If you’re stuck with an underwhelming static synth pad or bass, Rift is quite a tool to throw at the problem!
As with many other high‑end creative effects plug‑ins, Rift’s sonic fun does demand a good chunk of your CPU resource, and on less‑well‑endowed computers or in busier projects, this might require some management.
But whether in the context of music creation or sound design, those that are prepared to dig a little deeper will undoubtedly find plenty of sonic treasure here. If you find plug‑ins such as SugarBytes’ Turnado, Output’s Movement, NI’s Molekular or iZotope’s Stutter Edit appealing, Rift’s Advanced View should be right up your street. It’s deep, powerful, and capable of taking even the blandest of sound sources and transforming it into something your listener simply won’t be able to ignore.

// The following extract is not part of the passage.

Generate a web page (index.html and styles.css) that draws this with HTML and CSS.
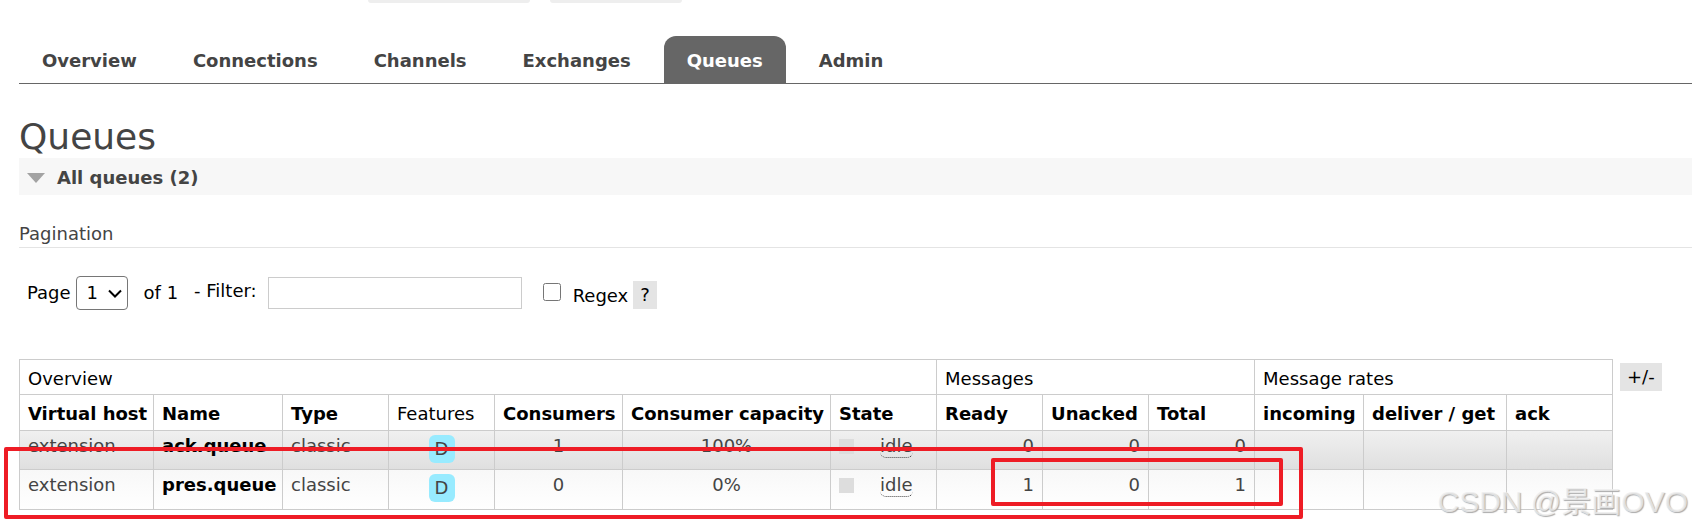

The bottom line, then, is that Rift is powerful, creative, deep and full of sonic possibilities. It’s well worth a try. And if you’re not persuaded yet, note that Minimal Audio have a 30‑day full refund policy, which reduces the financial risk for the undecided!
- Powerful processing options that can totally transform sounds — much more than just another distortion.
- GUI options mean it will suit different types of user.
- Flexible modulation system.
- Advanced View has a steeper learning curve.
- Not light on CPU use.
Rift can transform the dullest of sounds into the star of the sonic show, and its clever dual‑format GUI makes the powerful processing accessible to novice and experienced sound designers alike.
$79 when going to press (full price $129).
$79 when going to press (full price $129).
Minimal Audio Rift v.1.0.1; Cubase Pro 11.0.30. iMac running OS X 10.15.7, 3.5 GHz Intel Core i7, 32GB RAM.
- Windows 10 or Mac OS 10.9 or higher.
- Host supporting 64‑bit AU, VST 2.4 or VST 3.
- Internet connection required for activation.